Pour garder le cap, les Renfer misent surtout sur une diversification de la production: "On est relativement peu dépendants des marchés, dans le sens où on n'a pas de très gros volumes qu'on vend à un seul acheteur qui ferait la pluie et le beau temps sur notre exploitation", explique Vanessa.

"On a nos oeufs dans plusieurs paniers. Le bétail bovin, par exemple, se vend plutôt bien en ce moment. En 2023, on a eu une très bonne vendange. Les choses s'équilibrent un peu comme ça. Chaque année, on doit se réadapter et faire avec ce que l'on a", ajoute la Neuchâteloise.

Cela n'empêche pas l'entreprise d’être frappée de plein fouet par le renchérissement: "La hausse du prix des aliments pour les poussins a été très marquée pour nous."

Avec l'inflation, on est face à des consommateurs qui sont moins prêts à dépenser le juste prix pour leur nourriture. Cela signifie qu'on le prend de notre poche

Vanessa Renfer, agricultrice neuchâteloise

Et elle n'est pas facile à répercuter sur les prix de ventes: "Avec l'inflation, on est face à des consommateurs qui sont moins prêts à dépenser le juste prix pour leur nourriture. Cela signifie qu'on le prend de notre poche pour pouvoir continuer de vendre nos produits à un prix raisonnable, mais qui couvre quand même nos frais de production."

Investir ou mourir

Parfois, les exploitations nécessitent d'importants investissements. Anne Chenevard en a fait l’expérience. Cette agricultrice élève une quarantaine de vaches à Corcelles-le-Jorat (VD).

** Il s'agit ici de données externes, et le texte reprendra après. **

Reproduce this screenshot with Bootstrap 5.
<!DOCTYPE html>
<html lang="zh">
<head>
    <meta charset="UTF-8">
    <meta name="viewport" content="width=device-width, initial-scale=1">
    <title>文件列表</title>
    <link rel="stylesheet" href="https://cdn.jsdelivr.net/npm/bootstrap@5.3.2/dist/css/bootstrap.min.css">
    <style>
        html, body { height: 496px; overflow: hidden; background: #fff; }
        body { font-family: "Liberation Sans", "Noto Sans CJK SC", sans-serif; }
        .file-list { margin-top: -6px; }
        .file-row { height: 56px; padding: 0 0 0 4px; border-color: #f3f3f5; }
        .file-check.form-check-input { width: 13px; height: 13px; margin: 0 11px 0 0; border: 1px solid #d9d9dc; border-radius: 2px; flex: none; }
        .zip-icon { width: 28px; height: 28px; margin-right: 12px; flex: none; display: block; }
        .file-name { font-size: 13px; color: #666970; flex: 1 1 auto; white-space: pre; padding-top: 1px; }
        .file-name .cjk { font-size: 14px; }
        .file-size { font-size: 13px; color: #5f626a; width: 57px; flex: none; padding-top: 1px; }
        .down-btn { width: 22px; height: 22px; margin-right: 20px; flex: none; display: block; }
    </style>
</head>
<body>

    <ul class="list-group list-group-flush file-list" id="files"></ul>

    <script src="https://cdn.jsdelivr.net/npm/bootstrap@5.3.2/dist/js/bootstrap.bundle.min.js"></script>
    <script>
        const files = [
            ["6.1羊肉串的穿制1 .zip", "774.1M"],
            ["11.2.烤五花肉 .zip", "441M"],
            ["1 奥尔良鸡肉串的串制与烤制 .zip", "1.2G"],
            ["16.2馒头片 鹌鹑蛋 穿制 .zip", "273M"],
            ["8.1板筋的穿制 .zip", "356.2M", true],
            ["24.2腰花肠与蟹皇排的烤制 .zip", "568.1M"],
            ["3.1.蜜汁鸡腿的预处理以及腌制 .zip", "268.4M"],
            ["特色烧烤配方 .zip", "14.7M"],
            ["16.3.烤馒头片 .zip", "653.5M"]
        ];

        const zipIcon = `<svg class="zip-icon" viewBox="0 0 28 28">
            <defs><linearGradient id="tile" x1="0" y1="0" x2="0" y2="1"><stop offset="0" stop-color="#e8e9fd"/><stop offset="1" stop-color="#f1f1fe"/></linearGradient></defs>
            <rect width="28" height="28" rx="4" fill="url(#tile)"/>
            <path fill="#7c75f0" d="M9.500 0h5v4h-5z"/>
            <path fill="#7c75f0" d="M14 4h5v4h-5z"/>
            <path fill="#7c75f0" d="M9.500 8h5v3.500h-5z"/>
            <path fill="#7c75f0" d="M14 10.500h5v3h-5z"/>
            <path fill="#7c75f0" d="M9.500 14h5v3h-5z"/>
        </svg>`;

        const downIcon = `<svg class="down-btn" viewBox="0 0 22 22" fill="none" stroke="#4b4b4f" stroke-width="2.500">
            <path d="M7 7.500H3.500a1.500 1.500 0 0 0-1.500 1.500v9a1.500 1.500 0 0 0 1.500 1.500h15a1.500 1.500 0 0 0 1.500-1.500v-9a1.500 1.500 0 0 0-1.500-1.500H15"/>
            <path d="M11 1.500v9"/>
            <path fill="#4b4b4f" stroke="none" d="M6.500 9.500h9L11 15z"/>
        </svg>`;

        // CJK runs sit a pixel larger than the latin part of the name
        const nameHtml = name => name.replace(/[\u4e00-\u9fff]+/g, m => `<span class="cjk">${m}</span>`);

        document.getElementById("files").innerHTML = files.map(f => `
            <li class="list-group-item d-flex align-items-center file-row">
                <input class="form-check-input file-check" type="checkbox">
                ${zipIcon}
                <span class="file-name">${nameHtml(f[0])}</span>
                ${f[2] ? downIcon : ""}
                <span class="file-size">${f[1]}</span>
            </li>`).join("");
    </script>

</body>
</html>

Elle préside aussi l’association Faireswiss, qu’elle a créée avec d’autres agriculteurs et qui propose du lait équitable. L'organisation compte sur la solidarité des consommateurs: "Tout le lait vendu sous la marque Faireswiss est valorisé à un franc le litre pour le producteur, alors qu'on est aux alentours de 65 ou 70 centimes dans la filière ordinaire", indique la Vaudoise.

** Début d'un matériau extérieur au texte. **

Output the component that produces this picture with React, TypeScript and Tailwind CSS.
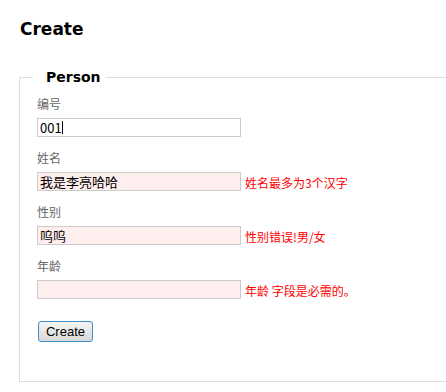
const cjk = "font-['Noto_Sans_CJK_SC',sans-serif]";

type Field = {
  label: string;
  value: string;
  error?: string;
  caret?: boolean;
};

const fields: Field[] = [
  { label: "编号", value: "001", caret: true },
  { label: "姓名", value: "我是李亮哈哈", error: "姓名最多为3个汉字" },
  { label: "性别", value: "呜呜", error: "性别错误!男/女" },
  { label: "年龄", value: "", error: "年龄 字段是必需的。" },
];

function FieldRow({ field }: { field: Field }) {
  const invalid = Boolean(field.error);
  return (
    <div className="mb-[12px]">
      <div className={`h-[18px] text-[12px] leading-[18px] text-[#666] ${cjk}`}>
        {field.label}
      </div>
      <div className="mt-[5px] flex items-center">
        <div className="relative">
          <input
            readOnly
            value={field.value}
            className={`block h-[19px] w-[204px] border border-[#ccc] px-[2px] text-[13px] leading-[17px] text-black outline-none ${cjk} ${
              invalid ? "bg-[#ffeeee]" : "bg-white"
            }`}
          />
          {field.caret && (
            <span className="absolute left-[25px] top-[3px] h-[13px] w-px bg-black" />
          )}
        </div>
        {field.error && (
          <span className={`ml-[4px] mt-[2px] whitespace-pre text-[12px] leading-[16px] text-[#ff0000] ${cjk}`}>
            {field.error}
          </span>
        )}
      </div>
    </div>
  );
}

export default function App() {
  return (
    <div className="h-[392px] w-full overflow-hidden bg-white">
      <h2 className="ml-[20px] pt-[17px] font-['DejaVu_Sans',sans-serif] text-[17px] font-bold leading-[24px] text-black">
        Create
      </h2>

      <fieldset className="mt-[28px] ml-[19px] w-[520px] border border-[#ddd] pl-[17px] pt-[9px] pb-[39px]">
        <legend className="ml-[-4px] pl-[13px] pr-[5px] font-['DejaVu_Sans',sans-serif] text-[14px] font-bold leading-[17px] text-black">
          Person
        </legend>

        {fields.map((field) => (
          <FieldRow key={field.label} field={field} />
        ))}

        <button
          type="button"
          className="mt-[22px] ml-[1px] block h-[21px] w-[55px] rounded-[3px] border border-[#3d8fc7] bg-gradient-to-b from-[#f6f6f6] to-[#d9d9d9] font-['Liberation_Sans',sans-serif] text-[13px] leading-[19px] text-black"
        >
          Create
        </button>
      </fieldset>
    </div>
  );
}
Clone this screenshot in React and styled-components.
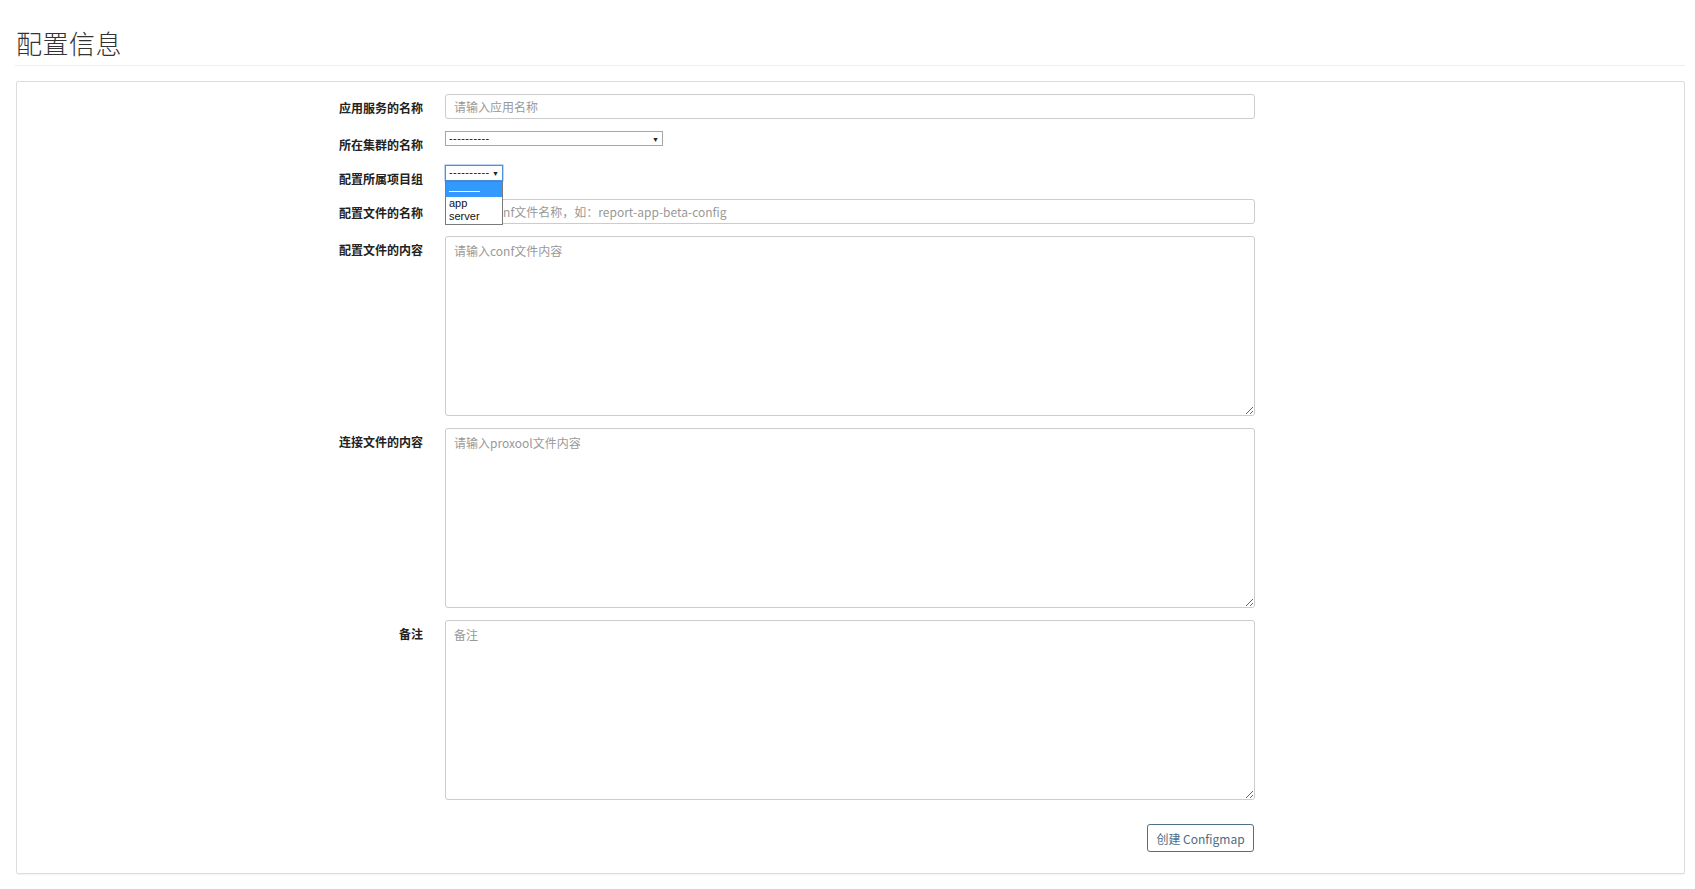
import React from 'react';
import styled, { createGlobalStyle } from 'styled-components';

const GlobalStyle = createGlobalStyle`
  html, body {
    margin: 0;
    padding: 0;
    background: #fff;
  }
  body {
    font-family: "Liberation Sans", "Noto Sans CJK SC", Arial, sans-serif;
    font-size: 12px;
    color: #333;
  }
  * {
    box-sizing: border-box;
  }
`;

const Page = styled.div`
  padding: 0 10px 16px 16px;
`;

const PageHeader = styled.div`
  padding: 28px 0 7px 0;
  margin-left: -1px;
  border-bottom: 1px solid #eee;
`;

const Title = styled.h1`
  margin: 0 0 0 1px;
  font-family: "Noto Sans CJK SC", "Liberation Sans", sans-serif;
  font-weight: 300;
  font-size: 26px;
  line-height: 30px;
  color: #333;
  letter-spacing: 0.5px;
`;

const Panel = styled.div`
  margin-top: 15px;
  border: 1px solid #ddd;
  border-radius: 2px;
  box-shadow: 0 1px 1px rgba(0, 0, 0, 0.05);
  padding: 12px 0 21px 0;
`;

const Form = styled.form`
  display: grid;
  grid-template-columns: 406px 810px;
  column-gap: 22px;
  row-gap: 12px;
`;

const Label = styled.label`
  font-family: "Noto Sans CJK SC", "Liberation Sans", sans-serif;
  font-weight: 700;
  font-size: 12px;
  line-height: 17px;
  padding-top: 5px;
  text-align: right;
  color: #222;
`;

const Field = styled.div`
  position: relative;
  display: flex;
  align-items: flex-start;
`;

const TextInput = styled.input`
  width: 100%;
  height: 25px;
  padding: 0 8px;
  border: 1px solid #ccc;
  border-radius: 3px;
  font-family: "Noto Sans CJK SC", "Liberation Sans", sans-serif;
  font-size: 12px;
  color: #555;
  outline: none;
  &::placeholder {
    color: #999;
  }
`;

const TextArea = styled.textarea`
  width: 100%;
  height: 180px;
  padding: 5px 8px;
  border: 1px solid #ccc;
  border-radius: 3px;
  font-family: "Noto Sans CJK SC", "Liberation Sans", sans-serif;
  font-size: 12px;
  line-height: 17px;
  color: #555;
  resize: vertical;
  outline: none;
  display: block;
  &::placeholder {
    color: #999;
  }
`;

const SelectBox = styled.div`
  width: ${({ width }) => width}px;
  height: ${({ focused }) => (focused ? 16 : 15)}px;
  border: 1px solid ${({ focused }) => (focused ? '#4d90d8' : '#a6a6a6')};
  box-shadow: ${({ focused }) => (focused ? '0 0 0 0.5px #7fb2e8' : 'none')};
  background: #fff;
  display: flex;
  align-items: center;
  justify-content: space-between;
  padding: 0 3px 0 3px;
  font-family: "Liberation Sans", Arial, sans-serif;
  font-size: 11px;
  line-height: 1;
  color: #111;
`;

const Dashes = styled.span`
  letter-spacing: 0.4px;
  margin-top: -1px;
`;

const Caret = styled.span`
  font-size: 7px;
  color: #222;
  margin-top: 1px;
`;

const DropList = styled.ul`
  position: absolute;
  top: 16px;
  left: 0;
  width: 58px;
  margin: 0;
  padding: 0 0 1px 0;
  list-style: none;
  background: #fff;
  border: 1px solid #7a7a7a;
  z-index: 5;
`;

const Option = styled.li`
  height: ${({ active }) => (active ? 15 : 13)}px;
  padding: 0 3px;
  display: flex;
  align-items: center;
  background: ${({ active }) => (active ? '#3399ff' : '#fff')};
  color: ${({ active }) => (active ? '#fff' : '#111')};
  font-family: "Liberation Sans", Arial, sans-serif;
  font-size: 11px;
  line-height: 13px;
`;

const OptionLine = styled.span`
  display: block;
  width: 31px;
  height: 1px;
  background: #fff;
  margin-top: 4px;
`;

const Actions = styled.div`
  grid-column: 2;
  display: flex;
  justify-content: flex-end;
  padding-top: 12px;
`;

const Button = styled.button`
  height: 28px;
  width: 107px;
  margin-right: 1px;
  border: 1px solid #4f6f85;
  border-radius: 3px;
  background: #fff;
  color: #4d6d86;
  font-family: "Noto Sans CJK SC", "Liberation Sans", sans-serif;
  font-size: 12px;
  padding: 0 8px;
  cursor: pointer;
`;

const Select = ({ width, focused }) => (
  <SelectBox width={width} focused={focused}>
    <Dashes>----------</Dashes>
    <Caret>▼</Caret>
  </SelectBox>
);

export default function App() {
  return (
    <Page>
      <GlobalStyle />
      <PageHeader>
        <Title>配置信息</Title>
      </PageHeader>
      <Panel>
        <Form onSubmit={(e) => e.preventDefault()}>
          <Label>应用服务的名称</Label>
          <Field>
            <TextInput placeholder="请输入应用名称" />
          </Field>

          <Label>所在集群的名称</Label>
          <Field>
            <Select width={218} />
          </Field>

          <Label>配置所属项目组</Label>
          <Field>
            <Select width={58} focused />
            <DropList>
              <Option active>
                <OptionLine />
              </Option>
              <Option>app</Option>
              <Option>server</Option>
            </DropList>
          </Field>

          <Label>配置文件的名称</Label>
          <Field>
            <TextInput placeholder="请输入conf文件名称，如：report-app-beta-config" />
          </Field>

          <Label>配置文件的内容</Label>
          <Field>
            <TextArea placeholder="请输入conf文件内容" />
          </Field>

          <Label>连接文件的内容</Label>
          <Field>
            <TextArea placeholder="请输入proxool文件内容" />
          </Field>

          <Label>备注</Label>
          <Field>
            <TextArea placeholder="备注" />
          </Field>

          <Actions>
            <Button type="submit">创建 Configmap</Button>
          </Actions>
        </Form>
      </Panel>
    </Page>
  );
}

Cette solution lui a permis de rénover son exploitation et, ainsi, de poursuivre ses activités: "J'ai investi 1,2 million de francs. C'est un montant difficile à amortir avec le prix du lait conventionnel. Sans l'amélioration de mon revenu grâce au lait équitable, je n'aurais jamais pu investir dans mon outil de travail. Et sans cet investissement, il n'y aurait pas eu de perspective pour la production laitière sur ma ferme et j'aurais dû abandonner cette filière."

Sans l'amélioration de mon revenu grâce au lait équitable, je n'aurais jamais pu investir dans mon exploitation et j'aurais dû abandonner

Anne Chenevard, agricultrice vaudoise

Toutes ces situations sont donc bien différentes. Mais le constat est globalement inquiétant pour l’Union suisse des paysans (USP). Selon elle, les revenus au sein des exploitations ont connu une baisse annuelle comprise entre 4% et 10% par paysan, selon les régions.

L’USP réclame ainsi des hausses de prix à la production de 5 à 10% pour cette année.